Porto sempre con me una felpa di velluto comprata per non soccombere all’inverno libanese, fondamentale per non soccombere all’autunno sul Pollino; porto qualche trucco che puntualmente non uso, un jeans e un improbabile abbigliamento da trekking. Ceniamo presto, andiamo a letto prestissimo, dormiamo tanto. Ho un debole per il silenzio, per il fruscio delle foglie mosse dal vento, per i rami carichi di mele che intravedo dalla finestra.
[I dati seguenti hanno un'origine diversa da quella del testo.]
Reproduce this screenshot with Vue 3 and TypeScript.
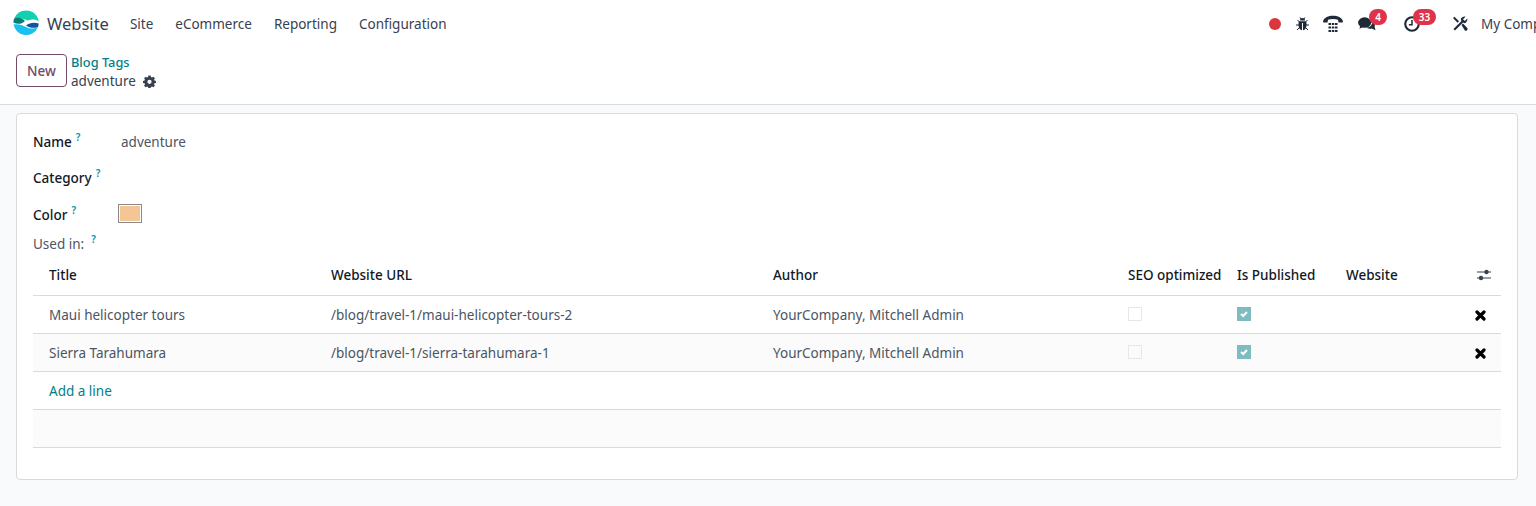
<script setup lang="ts">
interface Row { title: string; url: string; author: string }
const rows: Row[] = [
  { title: 'Maui helicopter tours', url: '/blog/travel-1/maui-helicopter-tours-2', author: 'YourCompany, Mitchell Admin' },
  { title: 'Sierra Tarahumara', url: '/blog/travel-1/sierra-tarahumara-1', author: 'YourCompany, Mitchell Admin' },
]
const menus = ['Site', 'eCommerce', 'Reporting', 'Configuration']
</script>

<template>
  <div class="page">
    <header class="nav">
      <div class="nav-left">
        <svg class="logo" width="26" height="26" viewBox="0 0 26 26">
          <path d="M1.200 8.500A12.800 12.800 0 0 1 25 8.500C25.300 9.500 25.600 10.500 25.700 11.500C22 8.500 18 9.500 14.500 10.500C10 9 5 6.500 1.200 8.500Z" fill="#10d2b0" />
          <path d="M.4 12.500C.4 10.500.8 9.500 1.200 8.500C5 6.500 9 8 12 11C8.500 14.500 4 14.500.4 12.500Z" fill="#0c7d73" />
          <path d="M13 15.500C16.500 12.500 21.500 12 25.700 13.500C25.600 15 25.400 16 25 17C21 18.500 16.500 18 13 15.500Z" fill="#14549f" />
          <path d="M.5 14.500C5 13.500 9.500 15 13 17C17 19 21 19 25 17A12.800 12.800 0 0 1 .5 14.500Z" fill="#19c1f1" />
        </svg>
        <span class="brand">Website</span>
        <span v-for="m in menus" :key="m" class="menu">{{ m }}</span>
      </div>
      <div class="nav-right">
        <span class="dot"></span>
        <svg class="bug" width="13" height="14" viewBox="0 0 13 14" fill="#1f2937">
          <path d="M4 3.500A2.500 2.500 0 0 1 9 3.500ZM3.200 4.300H9.800C10.500 5 10.500 6 10.500 8C10.500 11 9 13 7 13.300V6H6V13.300C4 13 2.500 11 2.500 8C2.500 6 2.500 5 3.200 4.300Z" />
          <path d="M1.500 3L3.500 5M11.500 3L9.500 5M0 8H3M10 8H13M1 13L3.500 10.500M12 13L9.500 10.500M4.200 .5L5 2M8.800 .5L8 2" stroke="#1f2937" fill="none" stroke-width="1" />
        </svg>
        <svg class="voip" width="20" height="18" viewBox="0 0 20 18" fill="#1f2937">
          <path d="M0 6.500C1 2.500 5.500 .8 10 .8C14.500 .8 19 2.500 20 6.500L19.500 7.500L15.500 7.500L15 4.800C12 3.800 8 3.800 5 4.800L4.500 7.500L.5 7.500Z" />
          <rect x="5.500" y="8" width="2.500" height="2" /><rect x="8.800" y="8" width="2.500" height="2" /><rect x="12" y="8" width="2.500" height="2" />
          <rect x="5.500" y="11.500" width="2.500" height="2" /><rect x="8.800" y="11.500" width="2.500" height="2" /><rect x="12" y="11.500" width="2.500" height="2" />
          <rect x="5.500" y="15" width="2.500" height="2" /><rect x="8.800" y="15" width="2.500" height="2" /><rect x="12" y="15" width="2.500" height="2" />
        </svg>
        <span class="badged chat">
          <svg width="18" height="16" viewBox="0 0 19 16" fill="#1f2937">
            <ellipse cx="7" cy="6.500" rx="7" ry="5.500" />
            <path d="M2.500 9.500L1.500 13L6 11Z" />
            <path d="M15 6C17.500 7 18.500 9 17.500 11L18.500 14.500L14.500 12.800C12.500 13.300 10.500 13 9 12C12.500 12 15 9.500 15 6Z" />
          </svg>
          <span class="badge b1">4</span>
        </span>
        <span class="badged clock">
          <svg width="16" height="16" viewBox="0 0 18 18" fill="none" stroke="#1f2937">
            <circle cx="9" cy="9" r="7.600" stroke-width="2.400" />
            <path d="M9 4.500V9.800H5.500" stroke-width="1.700" />
          </svg>
          <span class="badge b2">33</span>
        </span>
        <svg class="tools" width="16" height="16" viewBox="0 0 16 16" fill="#1f2937">
          <path d="M1.500 13L9.500 5L8.700 3.200C9.500 1.500 11.500.3 13.500.7L11 3.200L12.800 5L15.300 2.500C15.700 4.500 14.500 6.500 12.800 7.300L11 6.500L3 14.500Z" />
          <path d="M1 2L2.500.8L7 5.300L5.500 6.800ZM9.500 9L11 7.500L15.300 12C15.700 12.800 15.700 13.500 15 14.300C14.300 15 13.300 15 12.700 14.300Z" />
        </svg>
        <span class="company">My Company</span>
      </div>
    </header>

    <section class="control">
      <button class="btn-new" type="button">New</button>
      <div class="crumbs">
        <a class="crumb-link">Blog Tags</a>
        <div class="crumb-current">
          <span>adventure</span>
          <svg width="13" height="13" viewBox="0 0 14 14" fill="#374151">
            <path fill-rule="evenodd" d="M5.800.5H8.200L8.600 2.200L9.700 2.700L11.200 1.800L12.800 3.500L11.900 5L12.300 6L14 6.400V8.600L12.300 9L11.900 10L12.800 11.500L11.200 13.200L9.700 12.300L8.600 12.800L8.200 14H5.800L5.400 12.800L4.300 12.300L2.800 13.200L1.200 11.500L2.100 10L1.700 9L0 8.600V6.400L1.700 6L2.100 5L1.200 3.500L2.800 1.800L4.300 2.700L5.400 2.200ZM7 5A2.300 2.300 0 1 0 7 9.600A2.300 2.300 0 1 0 7 5Z" />
          </svg>
        </div>
      </div>
    </section>

    <main class="content">
      <div class="sheet">
        <div class="field f-name">
          <label class="lbl">Name<sup class="help">?</sup></label>
          <span class="val">adventure</span>
        </div>
        <div class="field f-cat">
          <label class="lbl">Category<sup class="help">?</sup></label>
        </div>
        <div class="field f-color">
          <label class="lbl">Color<sup class="help">?</sup></label>
          <span class="swatch"><i></i></span>
        </div>
        <div class="used">Used in:<sup class="help h2">?</sup></div>

        <div class="table">
          <div class="tr th">
            <div class="c first">Title</div>
            <div class="c">Website URL</div>
            <div class="c">Author</div>
            <div class="c">SEO optimized</div>
            <div class="c">Is Published</div>
            <div class="c">Website</div>
            <div class="c end">
              <svg class="opt" width="16" height="14" viewBox="0 0 16 14" fill="#374151">
                <rect x="1" y="3.500" width="14" height="1" /><rect x="1" y="9.500" width="14" height="1" />
                <circle cx="10.500" cy="4" r="2.200" /><circle cx="5" cy="10" r="2.200" />
              </svg>
            </div>
          </div>
          <div v-for="(r, i) in rows" :key="r.url" class="tr td" :class="{ odd: i === 1 }">
            <div class="c first">{{ r.title }}</div>
            <div class="c">{{ r.url }}</div>
            <div class="c">{{ r.author }}</div>
            <div class="c"><span class="cb"></span></div>
            <div class="c">
              <span class="cb on">
                <svg width="10" height="10" viewBox="0 0 10 10" fill="none" stroke="#fff" stroke-width="2"><path d="M2 5L4.200 7L8 3" /></svg>
              </span>
            </div>
            <div class="c"></div>
            <div class="c end">
              <svg class="del" width="11" height="11" viewBox="0 0 11 11" stroke="#000" stroke-width="3.200" stroke-linecap="round"><path d="M2 2L9 9M9 2L2 9" /></svg>
            </div>
          </div>
          <div class="add"><a>Add a line</a></div>
          <div class="foot"></div>
        </div>
      </div>
    </main>
  </div>
</template>

<style>
html, body { margin: 0; background: #f9fafb; overflow: hidden; }
</style>

<style scoped>
.page {
  width: 1536px; height: 506px; overflow: hidden; background: #f9fafb; color: #374151;
  font-family: "Noto Sans", "Open Sans", sans-serif; font-size: 13.5px; line-height: 21px;
}
.nav {
  height: 46px; background: #fff; display: flex; justify-content: space-between; align-items: center;
  padding-left: 13px; box-sizing: border-box; white-space: nowrap;
}
.nav-left { display: flex; align-items: center; }
.logo { margin-right: 8px; }
.brand { font-size: 16.500px; margin-right: 21px; color: #374151; }
.menu { margin-right: 22px; color: #374151; padding-top: 2px; }
.nav-right { display: flex; align-items: center; width: 267px; flex: none; margin-top: 1px; }
.dot { width: 12px; height: 12px; border-radius: 50%; background: #d9363e; margin-right: 15px; flex: none; }
.bug { margin-right: 14px; flex: none; }
.voip { margin-right: 15px; flex: none; }
.badged { position: relative; display: inline-flex; flex: none; }
.chat { margin-right: 28px; }
.clock { margin-right: 32px; }
.badge {
  position: absolute; background: #e0334a; color: #fff; font-size: 10px; font-weight: 600; line-height: 16px; height: 16px;
  border-radius: 8px; text-align: center;
}
.b1 { left: 11px; top: -7px; width: 18px; }
.b2 { left: 9px; top: -7px; width: 23px; }
.tools { margin-right: 13px; flex: none; }
.company { flex: none; padding-top: 1px; }

.control {
  height: 59px; background: #fff; border-bottom: 1px solid #d8dadd; box-sizing: border-box;
  display: flex; align-items: flex-start; padding: 8px 16px 0;
}
.btn-new {
  width: 51px; height: 33px; box-sizing: border-box; border: 1px solid #714b67; border-radius: 4px; background: #fff;
  color: #714b67; font: 500 13.500px "Noto Sans", sans-serif; padding: 0; margin-right: 4px;
}
.crumbs { display: flex; flex-direction: column; }
.crumb-link { color: #017e84; font-size: 12.800px; font-weight: 500; line-height: 18px; margin: -1px 0 1px; }
.crumb-current { display: flex; align-items: center; gap: 7px; line-height: 18px; }

.content { padding: 8px 18px 0 16px; }
.sheet {
  height: 367px; box-sizing: border-box; background: #fff; border: 1px solid #d8dadd; border-radius: 4px;
  padding: 0 16px;
}
.field { display: flex; }
.lbl { width: 88px; font-weight: 500; color: #111827; flex: none; }
.help { color: #0891b2; font-size: 10px; font-weight: 600; margin-left: 4px; line-height: 0; vertical-align: 6px; }
.f-name { padding-top: 18px; height: 37px; box-sizing: border-box; }
.f-cat { padding-top: 17px; height: 37px; box-sizing: border-box; }
.f-color { padding-top: 17px; height: 44px; box-sizing: border-box; }
.val { color: #4b5563; }
.swatch {
  display: block; width: 24px; height: 19px; margin: -1px 0 0 -3px; box-sizing: border-box; border: 1px solid #8a8a8a; padding: 1px; background: #fff;
}
.swatch i { display: block; height: 100%; background: #f4c595; }
.used { color: #4b5563; padding-top: 2px; height: 21px; }
.h2 { margin-left: 7px; }
.tr { display: grid; grid-template-columns: 294px 442px 355px 109px 109px 118px 41px; white-space: nowrap; }
.c { padding-left: 4px; display: flex; align-items: center; }
.first { padding-left: 16px; }
.end { padding-left: 0; justify-content: center; }
.opt { margin-left: 6px; margin-bottom: 1px; }
.del { margin-top: 0; }
.th { height: 41px; border-bottom: 1px solid #d8dadd; box-sizing: border-box; font-weight: 500; color: #111827; }
.td { height: 38px; padding-top: 2px; border-bottom: 1px solid #d8dadd; box-sizing: border-box; color: #4b5563; }
.odd { background: #fbfbfb; }
.cb { width: 14px; height: 14px; box-sizing: border-box; border: 1px solid #e5e7eb; display: flex; align-items: center; justify-content: center; margin-top: -4px; }
.on { background: #7fbcbf; border-color: #7fbcbf; }
.add { height: 38px; padding-top: 2px; box-sizing: border-box; border-bottom: 1px solid #d8dadd; padding-left: 16px; display: flex; align-items: center; color: #017e84; }
.foot { height: 38px; box-sizing: border-box; border-bottom: 1px solid #d8dadd; background: #fbfbfb; }
</style>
Un luogo semplice, per cuori maturi: mi piace definirlo così. Sentirne il bisogno durante l’anno rende l’attesa un misto di necessità e desiderio.
Questa volta, ho portato con me la Canon; l’ultima volta che ho scattato ero a Salta, in Argentina. Ho deciso di stampare 5 foto di ogni viaggio vicino o lontano che farò, alcune sono tra queste. Ci sono i boschi del Parco Nazionale del Pollino, l’Oasi, Rotonda (tappa fissa per fagioli bianchi e melanzane), Civita, la bella scoperta di una domenica deserta in cui tra i vicoli riecheggiava la voce di Giuseppe Conte. Negli ultimi anni la mia idea di viaggio si è fatta sempre più viscerale e profonda, è cresciuta con me, cambiata dal corso delle cose. Va oltre il vedere, oltre il fare, oltre l’assaggiare. Non so definirlo, so solo che qualche giorno fa è successo.
Come un sogno di follie venduto all’asta
Oggi abbiamo qualcosa da festeggiare e lo faremo con un piatto souvlaki degno della migliore taverna greca. Ci sono state le cene argentine, quelle libanesi e ora quella greca: tanto basta per essere felici.
Prendetevi cura di voi e, quando passando di qui non troverete nulla di nuovo, immaginatemi con una tisana ayurvedica tra le mani ad ascoltare Sfiorivano le viole.